> [Prompt] Set the listing down again in full, word for word, with the pictures left out.

— Start Available data —

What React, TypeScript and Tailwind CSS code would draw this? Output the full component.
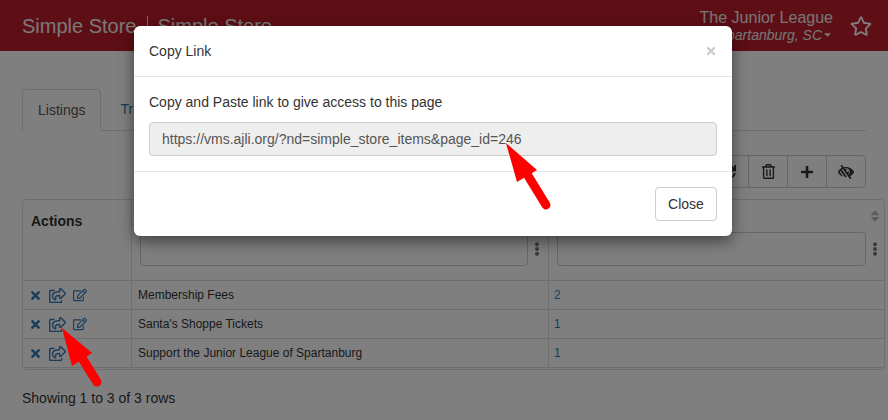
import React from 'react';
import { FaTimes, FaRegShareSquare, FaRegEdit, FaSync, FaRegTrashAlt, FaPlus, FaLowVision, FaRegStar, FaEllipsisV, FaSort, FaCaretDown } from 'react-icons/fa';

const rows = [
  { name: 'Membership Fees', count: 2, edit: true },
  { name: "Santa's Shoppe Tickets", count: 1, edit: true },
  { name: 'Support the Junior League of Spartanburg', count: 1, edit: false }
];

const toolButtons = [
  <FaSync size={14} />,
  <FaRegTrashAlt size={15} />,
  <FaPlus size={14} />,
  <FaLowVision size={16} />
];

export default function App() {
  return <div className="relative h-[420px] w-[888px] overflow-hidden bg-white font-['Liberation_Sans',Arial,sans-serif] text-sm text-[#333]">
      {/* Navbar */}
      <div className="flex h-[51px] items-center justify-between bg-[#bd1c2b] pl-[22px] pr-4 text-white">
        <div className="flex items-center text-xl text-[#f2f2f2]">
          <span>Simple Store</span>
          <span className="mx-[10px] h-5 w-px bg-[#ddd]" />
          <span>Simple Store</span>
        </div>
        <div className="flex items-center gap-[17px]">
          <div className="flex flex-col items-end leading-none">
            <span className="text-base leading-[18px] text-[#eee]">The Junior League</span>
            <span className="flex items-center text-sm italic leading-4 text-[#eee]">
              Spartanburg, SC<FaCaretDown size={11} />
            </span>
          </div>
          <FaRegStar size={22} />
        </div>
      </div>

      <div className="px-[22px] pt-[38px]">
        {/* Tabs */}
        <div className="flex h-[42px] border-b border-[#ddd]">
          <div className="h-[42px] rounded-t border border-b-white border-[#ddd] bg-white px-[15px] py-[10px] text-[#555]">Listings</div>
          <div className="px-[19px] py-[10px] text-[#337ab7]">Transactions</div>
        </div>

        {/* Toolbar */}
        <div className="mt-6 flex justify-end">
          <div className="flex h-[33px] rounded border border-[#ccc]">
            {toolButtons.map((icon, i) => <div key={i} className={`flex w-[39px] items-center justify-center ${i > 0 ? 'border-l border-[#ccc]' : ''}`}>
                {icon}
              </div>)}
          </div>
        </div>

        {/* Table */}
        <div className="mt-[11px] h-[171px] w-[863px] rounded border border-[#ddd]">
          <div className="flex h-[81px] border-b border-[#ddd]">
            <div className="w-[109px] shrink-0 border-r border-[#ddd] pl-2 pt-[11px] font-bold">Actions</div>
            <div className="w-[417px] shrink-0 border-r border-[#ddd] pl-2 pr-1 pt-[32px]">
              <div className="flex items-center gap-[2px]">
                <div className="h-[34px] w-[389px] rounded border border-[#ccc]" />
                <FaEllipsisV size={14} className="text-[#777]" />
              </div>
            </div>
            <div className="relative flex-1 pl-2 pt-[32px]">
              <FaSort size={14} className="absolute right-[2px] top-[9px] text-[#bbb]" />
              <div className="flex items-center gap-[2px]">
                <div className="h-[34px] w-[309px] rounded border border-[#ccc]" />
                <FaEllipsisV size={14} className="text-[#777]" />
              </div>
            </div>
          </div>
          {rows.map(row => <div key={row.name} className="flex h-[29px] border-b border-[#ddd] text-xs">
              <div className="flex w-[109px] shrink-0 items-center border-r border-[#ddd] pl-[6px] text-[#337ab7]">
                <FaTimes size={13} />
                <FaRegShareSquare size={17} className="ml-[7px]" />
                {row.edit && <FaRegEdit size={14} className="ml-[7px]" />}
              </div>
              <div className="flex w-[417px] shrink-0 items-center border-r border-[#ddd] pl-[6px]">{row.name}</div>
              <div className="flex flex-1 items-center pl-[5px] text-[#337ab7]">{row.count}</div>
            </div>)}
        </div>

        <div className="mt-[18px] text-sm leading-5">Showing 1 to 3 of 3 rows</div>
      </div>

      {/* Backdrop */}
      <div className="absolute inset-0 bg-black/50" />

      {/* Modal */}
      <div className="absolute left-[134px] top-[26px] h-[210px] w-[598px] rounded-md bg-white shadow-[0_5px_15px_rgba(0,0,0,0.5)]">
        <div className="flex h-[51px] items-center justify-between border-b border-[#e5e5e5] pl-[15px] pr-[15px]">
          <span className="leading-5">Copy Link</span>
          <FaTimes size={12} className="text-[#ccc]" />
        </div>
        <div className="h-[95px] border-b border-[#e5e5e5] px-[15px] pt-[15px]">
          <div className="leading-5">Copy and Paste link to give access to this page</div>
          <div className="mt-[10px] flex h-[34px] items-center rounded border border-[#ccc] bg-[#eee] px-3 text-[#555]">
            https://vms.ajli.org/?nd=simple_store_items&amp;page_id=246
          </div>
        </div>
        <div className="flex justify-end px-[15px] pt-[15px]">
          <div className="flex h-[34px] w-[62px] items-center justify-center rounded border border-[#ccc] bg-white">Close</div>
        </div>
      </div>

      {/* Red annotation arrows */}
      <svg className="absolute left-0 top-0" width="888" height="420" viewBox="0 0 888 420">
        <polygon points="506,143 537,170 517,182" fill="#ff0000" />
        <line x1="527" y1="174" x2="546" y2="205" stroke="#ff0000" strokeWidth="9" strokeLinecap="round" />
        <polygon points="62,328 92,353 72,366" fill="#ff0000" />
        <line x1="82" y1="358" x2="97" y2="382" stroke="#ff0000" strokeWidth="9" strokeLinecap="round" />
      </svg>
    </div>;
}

— End Available data —

> [Written reply]
What React, TypeScript and Tailwind CSS code would draw this? Output the full component.
import React from 'react';
import { FaTimes, FaRegShareSquare, FaRegEdit, FaSync, FaRegTrashAlt, FaPlus, FaLowVision, FaRegStar, FaEllipsisV, FaSort, FaCaretDown } from 'react-icons/fa';

const rows = [
  { name: 'Membership Fees', count: 2, edit: true },
  { name: "Santa's Shoppe Tickets", count: 1, edit: true },
  { name: 'Support the Junior League of Spartanburg', count: 1, edit: false }
];

const toolButtons = [
  <FaSync size={14} />,
  <FaRegTrashAlt size={15} />,
  <FaPlus size={14} />,
  <FaLowVision size={16} />
];

export default function App() {
  return <div className="relative h-[420px] w-[888px] overflow-hidden bg-white font-['Liberation_Sans',Arial,sans-serif] text-sm text-[#333]">
      {/* Navbar */}
      <div className="flex h-[51px] items-center justify-between bg-[#bd1c2b] pl-[22px] pr-4 text-white">
        <div className="flex items-center text-xl text-[#f2f2f2]">
          <span>Simple Store</span>
          <span className="mx-[10px] h-5 w-px bg-[#ddd]" />
          <span>Simple Store</span>
        </div>
        <div className="flex items-center gap-[17px]">
          <div className="flex flex-col items-end leading-none">
            <span className="text-base leading-[18px] text-[#eee]">The Junior League</span>
            <span className="flex items-center text-sm italic leading-4 text-[#eee]">
              Spartanburg, SC<FaCaretDown size={11} />
            </span>
          </div>
          <FaRegStar size={22} />
        </div>
      </div>

      <div className="px-[22px] pt-[38px]">
        {/* Tabs */}
        <div className="flex h-[42px] border-b border-[#ddd]">
          <div className="h-[42px] rounded-t border border-b-white border-[#ddd] bg-white px-[15px] py-[10px] text-[#555]">Listings</div>
          <div className="px-[19px] py-[10px] text-[#337ab7]">Transactions</div>
        </div>

        {/* Toolbar */}
        <div className="mt-6 flex justify-end">
          <div className="flex h-[33px] rounded border border-[#ccc]">
            {toolButtons.map((icon, i) => <div key={i} className={`flex w-[39px] items-center justify-center ${i > 0 ? 'border-l border-[#ccc]' : ''}`}>
                {icon}
              </div>)}
          </div>
        </div>

        {/* Table */}
        <div className="mt-[11px] h-[171px] w-[863px] rounded border border-[#ddd]">
          <div className="flex h-[81px] border-b border-[#ddd]">
            <div className="w-[109px] shrink-0 border-r border-[#ddd] pl-2 pt-[11px] font-bold">Actions</div>
            <div className="w-[417px] shrink-0 border-r border-[#ddd] pl-2 pr-1 pt-[32px]">
              <div className="flex items-center gap-[2px]">
                <div className="h-[34px] w-[389px] rounded border border-[#ccc]" />
                <FaEllipsisV size={14} className="text-[#777]" />
              </div>
            </div>
            <div className="relative flex-1 pl-2 pt-[32px]">
              <FaSort size={14} className="absolute right-[2px] top-[9px] text-[#bbb]" />
              <div className="flex items-center gap-[2px]">
                <div className="h-[34px] w-[309px] rounded border border-[#ccc]" />
                <FaEllipsisV size={14} className="text-[#777]" />
              </div>
            </div>
          </div>
          {rows.map(row => <div key={row.name} className="flex h-[29px] border-b border-[#ddd] text-xs">
              <div className="flex w-[109px] shrink-0 items-center border-r border-[#ddd] pl-[6px] text-[#337ab7]">
                <FaTimes size={13} />
                <FaRegShareSquare size={17} className="ml-[7px]" />
                {row.edit && <FaRegEdit size={14} className="ml-[7px]" />}
              </div>
              <div className="flex w-[417px] shrink-0 items-center border-r border-[#ddd] pl-[6px]">{row.name}</div>
              <div className="flex flex-1 items-center pl-[5px] text-[#337ab7]">{row.count}</div>
            </div>)}
        </div>

        <div className="mt-[18px] text-sm leading-5">Showing 1 to 3 of 3 rows</div>
      </div>

      {/* Backdrop */}
      <div className="absolute inset-0 bg-black/50" />

      {/* Modal */}
      <div className="absolute left-[134px] top-[26px] h-[210px] w-[598px] rounded-md bg-white shadow-[0_5px_15px_rgba(0,0,0,0.5)]">
        <div className="flex h-[51px] items-center justify-between border-b border-[#e5e5e5] pl-[15px] pr-[15px]">
          <span className="leading-5">Copy Link</span>
          <FaTimes size={12} className="text-[#ccc]" />
        </div>
        <div className="h-[95px] border-b border-[#e5e5e5] px-[15px] pt-[15px]">
          <div className="leading-5">Copy and Paste link to give access to this page</div>
          <div className="mt-[10px] flex h-[34px] items-center rounded border border-[#ccc] bg-[#eee] px-3 text-[#555]">
            https://vms.ajli.org/?nd=simple_store_items&amp;page_id=246
          </div>
        </div>
        <div className="flex justify-end px-[15px] pt-[15px]">
          <div className="flex h-[34px] w-[62px] items-center justify-center rounded border border-[#ccc] bg-white">Close</div>
        </div>
      </div>

      {/* Red annotation arrows */}
      <svg className="absolute left-0 top-0" width="888" height="420" viewBox="0 0 888 420">
        <polygon points="506,143 537,170 517,182" fill="#ff0000" />
        <line x1="527" y1="174" x2="546" y2="205" stroke="#ff0000" strokeWidth="9" strokeLinecap="round" />
        <polygon points="62,328 92,353 72,366" fill="#ff0000" />
        <line x1="82" y1="358" x2="97" y2="382" stroke="#ff0000" strokeWidth="9" strokeLinecap="round" />
      </svg>
    </div>;
}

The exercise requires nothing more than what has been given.